Collective $P$-Wave Orbital Dynamics of Ultracold Fermions

We consider the nonequilibrium orbital dynamics of spin-polarized ultracold fermions in the first excited band of an optical lattice. A specific lattice depth and filling configuration is designed to allow the $p_x$ and $p_y$ excited orbital degrees of freedom to act as a pseudospin. Starting from the full Hamiltonian for $p$-wave interactions in a periodic potential, we derive an extended Hubbard-type model that describes the anisotropic lattice dynamics of the excited orbitals at low energy. We then show how dispersion engineering can provide a viable route to realizing collective behavior driven by $p$-wave interactions. In particular, Bragg dressing and lattice depth can reduce single-particle dispersion rates, such that a collective many-body gap is opened with only moderate Feshbach enhancement of $p$-wave interactions. Physical insight into the emergent gap-protected collective dynamics is gained by projecting the Hamiltonian into the Dicke manifold, yielding a one-axis twisting model for the orbital pseudospin that can be probed using conventional Ramsey-style interferometry.

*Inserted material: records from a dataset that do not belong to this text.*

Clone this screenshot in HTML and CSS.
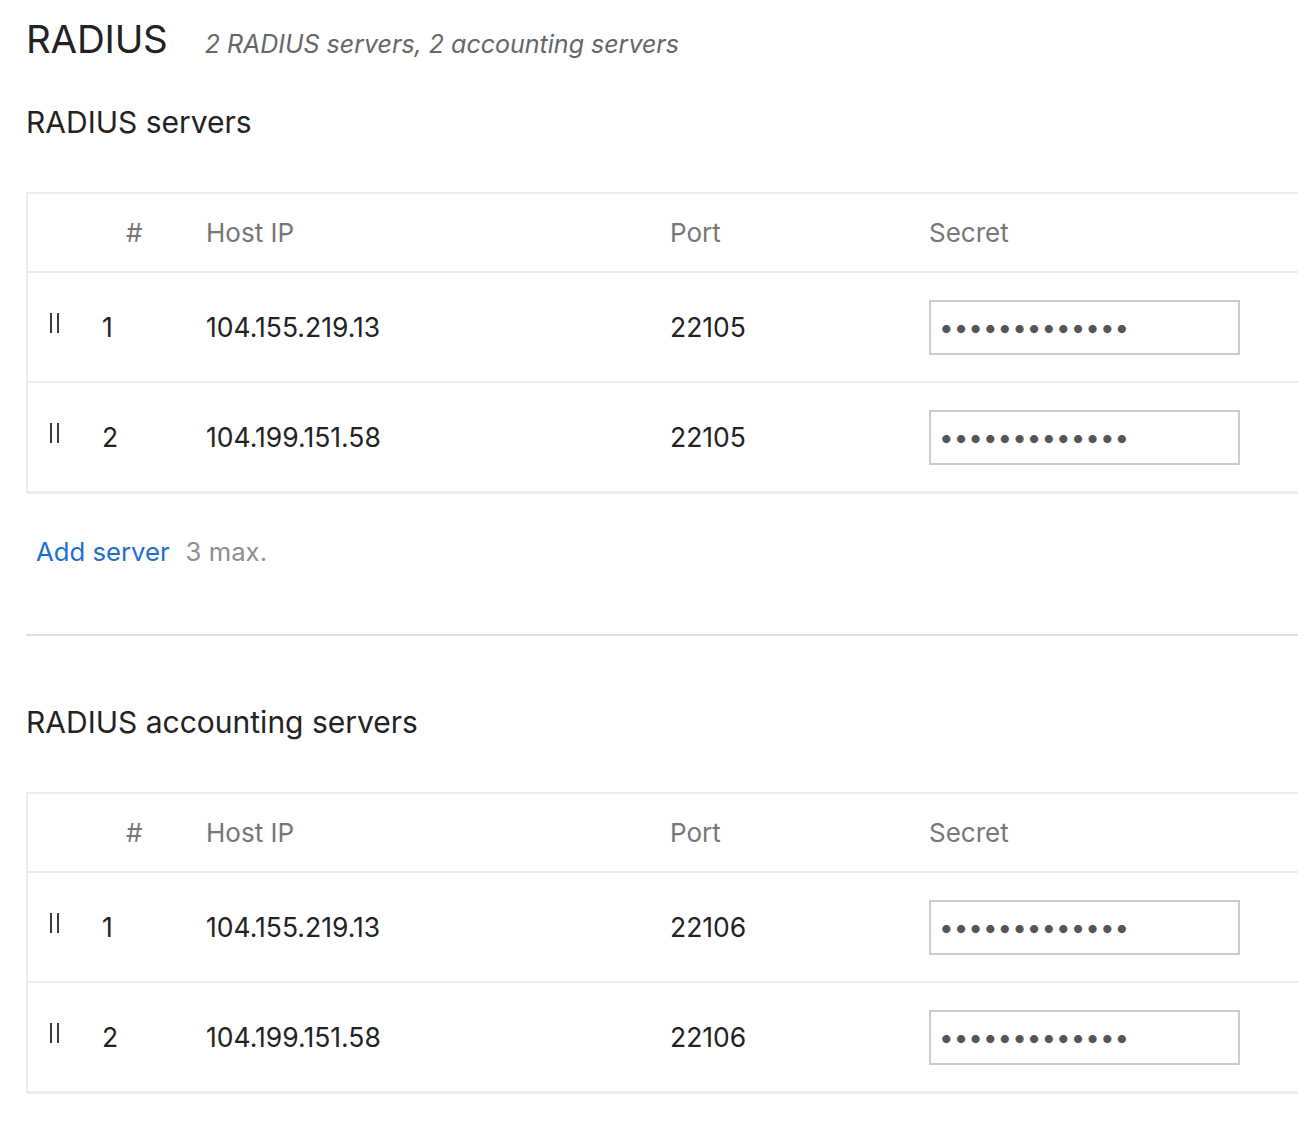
FILE: index.html
```html
<!DOCTYPE html>
<html>
<head>
<meta charset="utf-8">
<link rel="stylesheet" href="styles.css">
</head>
<body>
<div class="page">
  <div class="title-row">
    <h1 class="title">RADIUS</h1>
    <span class="subtitle">2 RADIUS servers, 2 accounting servers</span>
  </div>

  <section class="section">
    <h2 class="section-title">RADIUS servers</h2>
    <div class="table">
      <div class="row head">
        <div class="cell handle-cell"></div>
        <div class="cell num-head">#</div>
        <div class="cell">Host IP</div>
        <div class="cell">Port</div>
        <div class="cell">Secret</div>
      </div>
      <div class="row">
        <div class="cell handle-cell"><span class="handle"></span></div>
        <div class="cell">1</div>
        <div class="cell">104.155.219.13</div>
        <div class="cell">22105</div>
        <div class="cell"><input class="secret" type="password" value="xxxxxxxxxxxxx" readonly></div>
      </div>
      <div class="row">
        <div class="cell handle-cell"><span class="handle"></span></div>
        <div class="cell">2</div>
        <div class="cell">104.199.151.58</div>
        <div class="cell">22105</div>
        <div class="cell"><input class="secret" type="password" value="xxxxxxxxxxxxx" readonly></div>
      </div>
    </div>
    <div class="add-row">
      <a class="add-link" href="#">Add server</a>
      <span class="add-note">3 max.</span>
    </div>
  </section>

  <hr class="divider">

  <section class="section second">
    <h2 class="section-title">RADIUS accounting servers</h2>
    <div class="table">
      <div class="row head">
        <div class="cell handle-cell"></div>
        <div class="cell num-head">#</div>
        <div class="cell">Host IP</div>
        <div class="cell">Port</div>
        <div class="cell">Secret</div>
      </div>
      <div class="row">
        <div class="cell handle-cell"><span class="handle"></span></div>
        <div class="cell">1</div>
        <div class="cell">104.155.219.13</div>
        <div class="cell">22106</div>
        <div class="cell"><input class="secret" type="password" value="xxxxxxxxxxxxx" readonly></div>
      </div>
      <div class="row">
        <div class="cell handle-cell"><span class="handle"></span></div>
        <div class="cell">2</div>
        <div class="cell">104.199.151.58</div>
        <div class="cell">22106</div>
        <div class="cell"><input class="secret" type="password" value="xxxxxxxxxxxxx" readonly></div>
      </div>
    </div>
  </section>
</div>
</body>
</html>
```

FILE: styles.css
```css
html, body {
  margin: 0;
  padding: 0;
  background: #fff;
  overflow: hidden;
}
body {
  font-family: Inter, "Noto Sans", sans-serif;
  color: #222;
}
.page {
  padding: 16px 0 0 26px;
  width: 1400px;
}
.title-row {
  display: flex;
  align-items: baseline;
  height: 58px;
}
.title {
  margin: 0;
  font-size: 38.5px;
  font-weight: 400;
  line-height: 46px;
  letter-spacing: -0.2px;
}
.subtitle {
  margin-left: 37px;
  font-size: 25px;
  font-style: italic;
  color: #666;
}
.section-title {
  margin: 0;
  font-size: 30px;
  font-weight: 400;
  line-height: 40px;
  height: 40px;
  padding-top: 28px;
}
.table {
  margin-top: 50px;
  border: 2px solid #ececec;
  border-right: none;
  border-bottom-width: 3px;
}
.row {
  display: grid;
  grid-template-columns: 74px 104px 464px 259px 1fr;
  height: 108px;
  align-items: center;
  border-top: 2px solid #ececec;
  font-size: 26.5px;
  color: #222;
}
.row.head {
  border-top: none;
  height: 77px;
  color: #777;
  font-size: 26px;
}
.cell {
  white-space: nowrap;
}
.num-head {
  padding-left: 24px;
}
.handle-cell {
  padding-left: 22px;
  display: flex;
  align-items: center;
}
.handle {
  display: block;
  width: 5px;
  height: 20px;
  border-left: 2px solid #3a3a3a;
  border-right: 2px solid #3a3a3a;
  margin-top: -8px;
}
.secret {
  box-sizing: border-box;
  width: 311px;
  height: 55px;
  border: 2px solid #cbcbcb;
  padding: 0 8px;
  font-family: Inter, sans-serif;
  font-size: 26px;
  letter-spacing: 0;
  color: #555;
  outline: none;
  background: #fff;
  margin: 0;
}
.add-row {
  display: flex;
  align-items: baseline;
  gap: 16px;
  padding: 42px 0 0 10px;
  font-size: 25.7px;
  height: 46px;
}
.add-link {
  color: #1f6fcf;
  text-decoration: none;
}
.add-note {
  color: #8e8e8e;
}
.divider {
  margin: 52px 0 0 0;
  border: none;
  border-top: 2px solid #dedede;
  height: 0;
}
.second .section-title {
  padding-top: 66px;
}
```
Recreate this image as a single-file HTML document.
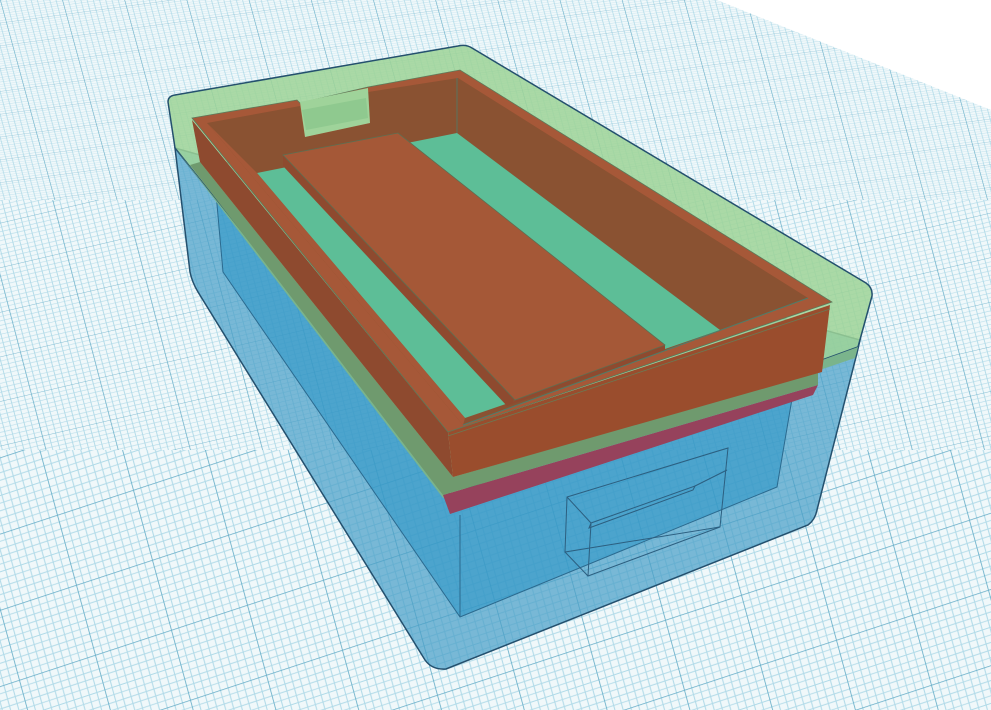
<!DOCTYPE html>
<html><head><meta charset="utf-8"><style>
html,body{margin:0;padding:0;width:991px;height:710px;overflow:hidden;background:#e6f2f6}
svg{display:block}
</style></head><body>
<svg width="991" height="710" viewBox="0 0 991 710" xmlns="http://www.w3.org/2000/svg">
<defs>
<g id="cell">
<rect width="10" height="10" fill="#f0f8fa"/>
<g stroke="#b0dae8" stroke-width="0.13">
<path d="M1 0V10M2 0V10M3 0V10M4 0V10M5 0V10M6 0V10M7 0V10M8 0V10M9 0V10M0 1H10M0 2H10M0 3H10M0 4H10M0 5H10M0 6H10M0 7H10M0 8H10M0 9H10"/>
</g>
<path d="M0 0V10M0 0H10" stroke="#62abc6" stroke-width="0.2" fill="none"/>
</g>
<pattern id="g1" width="10" height="10" patternUnits="userSpaceOnUse" patternTransform="matrix(6,-0.8,0.6,2.2,0,0)"><use href="#cell"/></pattern>
<pattern id="g2" width="10" height="10" patternUnits="userSpaceOnUse" patternTransform="matrix(6.8,-1.6,1.1,4.2,0,0)"><use href="#cell"/></pattern>
<pattern id="g3" width="10" height="10" patternUnits="userSpaceOnUse" patternTransform="matrix(7.6,-2.5,1.9,7,0,0)"><use href="#cell"/></pattern>
</defs>
<rect width="991" height="200" fill="url(#g1)"/>
<rect y="200" width="991" height="250" fill="url(#g2)"/>
<rect y="450" width="991" height="260" fill="url(#g3)"/>
<polygon points="717,0 991,0 991,110" fill="#ffffff"/>

<path d="M175,148 L190,272 Q192,282 198,292 L425,660 Q432,670 446,669 L808,525 Q815,520 817,510 L857,353 L860,340 Z" fill="#4aa0c8" fill-opacity="0.72" stroke="#24506e" stroke-width="1.5"/>
<polygon points="215,182 223,272 460,617 777,487 793,393 455,505" fill="#2f96c6" fill-opacity="0.6" stroke="#2b6a8f" stroke-width="1"/>
<line x1="460" y1="515" x2="460" y2="617" stroke="#2b6a8f" stroke-width="1"/>
<g fill="none" stroke="#2c5f80" stroke-width="1">
<polygon points="567,497 728,448 720,527 565,552"/>
<polygon points="591,523 695,486 693,490 589,528"/>
<polyline points="591,523 588,576 720,527"/>
<polyline points="695,486 727,470"/>
<line x1="567" y1="497" x2="591" y2="523"/>
<line x1="565" y1="552" x2="588" y2="576"/>
</g>

<path d="M168,102 Q168,96 175,95 L458,46 Q466,44 472,48 L866,283 Q873,288 872,296 L858,347 L450,495 L175,148 Z" fill="#9dd497" fill-opacity="0.85" stroke="#24506e" stroke-width="1.5"/>
<polygon points="175,148 450,495 858,347 855,358 443,498" fill="#7ab48c"/>

<polygon points="443,495 818,385 813,395 450,514" fill="#96425c"/>
<polygon points="200,162 453,477 818,372 818,385 443,495 190,165" fill="#6f9a6e"/>

<polygon points="192,120 448,432 453,477 200,162" fill="#8e4a2f"/>
<polygon points="448,432 830,305 822,372 453,477" fill="#9a4d2d"/>
<polygon points="192,118 297,100 300,103 368,87 460,70 832,302 448,432" fill="#a65838" stroke="#5d7a5a" stroke-width="0.8"/>
<polygon points="207,123 300,106 305,137 370,123 368,92 458,78 808,298 463,425" fill="#8a5232"/>
<polygon points="300,102 368,88 370,123 305,137" fill="#9fd39a"/>
<polygon points="302,110 366,98 368,118 306,130" fill="#8fc98f"/>
<polygon points="257,173 457,133 720,330 465,418" fill="#5dbe97"/>
<polygon points="207,123 257,173 465,418 463,425" fill="#a65838"/>
<line x1="457" y1="78" x2="457" y2="133" stroke="#4f7d6a" stroke-width="0.8"/>
<polygon points="283,155 283,166 507,406 515,400" fill="#8e4a2f"/>
<polygon points="515,400 665,345 665,351 507,406" fill="#8e4a2f"/>
<polygon points="283,155 398,133 665,345 515,400" fill="#a55837" stroke="#5d6f52" stroke-width="0.8"/>
<polyline points="463,425 808,298" fill="none" stroke="#4f7d6a" stroke-width="1"/>
<polyline points="448,436 830,309" fill="none" stroke="#6a7a55" stroke-width="0.8"/>
</svg>
</body></html>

Experimentally realistic protocols to prepare and measure the many-body dynamics are discussed, including the effects of band relaxation, particle loss, spin-orbit coupling, and doping.

Figure 1

Conceptual schematic. (a) Fermi-Hubbard physics on a single $X\text{−}Y$ plane. The $\Uparrow$ ($X$-excited) and $\Downarrow$ ($Y$-excited) atoms tunnel at rates $J_0$ and $J_1$ along their ground and excited directions, respectively. There is an on-site $p$-wave interaction $U_{\Uparrow \Downarrow }$ between $\Uparrow$, $\Downarrow$ atoms, as well as nearest-neighbor interactions $V_{ee}$, $V_{\Uparrow \Downarrow }$. (b) Bragg dressing coupling $\Uparrow$, $\Downarrow$ can be implemented with beams (shown in green) that copropagate with the lattice beams (red) when the Bragg-laser wavelength is half that of the lattice beams. The out-of-plane lattice beam is not shown. (c) Effective Bloch sphere of the Bragg-dressed spin states. The $\Uparrow$, $\Downarrow$ states are equal superpositions of the two flavors of the dressed basis. Using standard coherent control protocols, any direction of the Bloch vector can be initialized.

Figure 2

(a),(b) Single-particle spectrum $E_{\overrightarrow{k}}^{\pm }={\overline{E}}_{\overrightarrow{k}}\pm \sqrt{{\epsilon }_{\overrightarrow{k}}^2+(\mathrm{\Omega }/2{)}^2}$ and characteristic contrast time evolution for (a) a weak drive $\mathrm{\Omega }/2\lesssim |{\epsilon }_{\overrightarrow{k}}|$ and (b) a strong drive $\mathrm{\Omega }/2\gg |{\epsilon }_{\overrightarrow{k}}|$ for the Fermi-Hubbard+drive model ${\widehat{H}}_{\mathrm{FH}}+{\widehat{H}}_{\mathrm{\Omega }}$ (green) and spin model ${\widehat{H}}_{\mathrm{S}}$ (purple). (c) Benchmark comparison of the two models’ agreement. Both models are evolved from a product state $|{\psi }_0⟩$ with $\theta =0$ to a fixed time $t_f=50/J_1$, and their contrast $C$ is compared with a root-mean-square error $\mathrm{\Delta }C=[(1/t_f){\int }_0^{t_f}dt|(2/L)(C_{\mathrm{S}}-C_{\mathrm{FH}+\mathrm{\Omega }}){|}^2{]}^{1/2}$, truncated to $\min (\mathrm{\Delta }C,0.2)$ for clarity, using a small system $L=3\times 3$. The representative evolutions in panels (a),(b) are indicated by the circle and triangle, respectively. The purple dashed line indicates the collective regime explored further in Fig. 3.

Figure 3

(a) Time evolution of $⟨{\widehat{S}}^x⟩=C\cos (\varphi )$ to measure the density phase shift $\varphi$, comparing the Fermi-Hubbard $\mathrm{model}+\mathrm{drive}$, ${\widehat{H}}_{\mathrm{FH}}+{\widehat{H}}_{\mathrm{\Omega }}$, spin model ${\widehat{H}}_{\mathrm{S}}$, and one-axis twisting model ${\widehat{H}}_{\mathrm{OAT}}$ for system size $L=3\times 3$ and inclination angle $\theta =\pi /4$. The parameters used lie along the purple dashed line in the previous Fig. 2. (b) Time evolution of $⟨{\widehat{S}}^x⟩$ for a larger system of $L=100$, using only the OAT model together with its predicted mean-field behavior.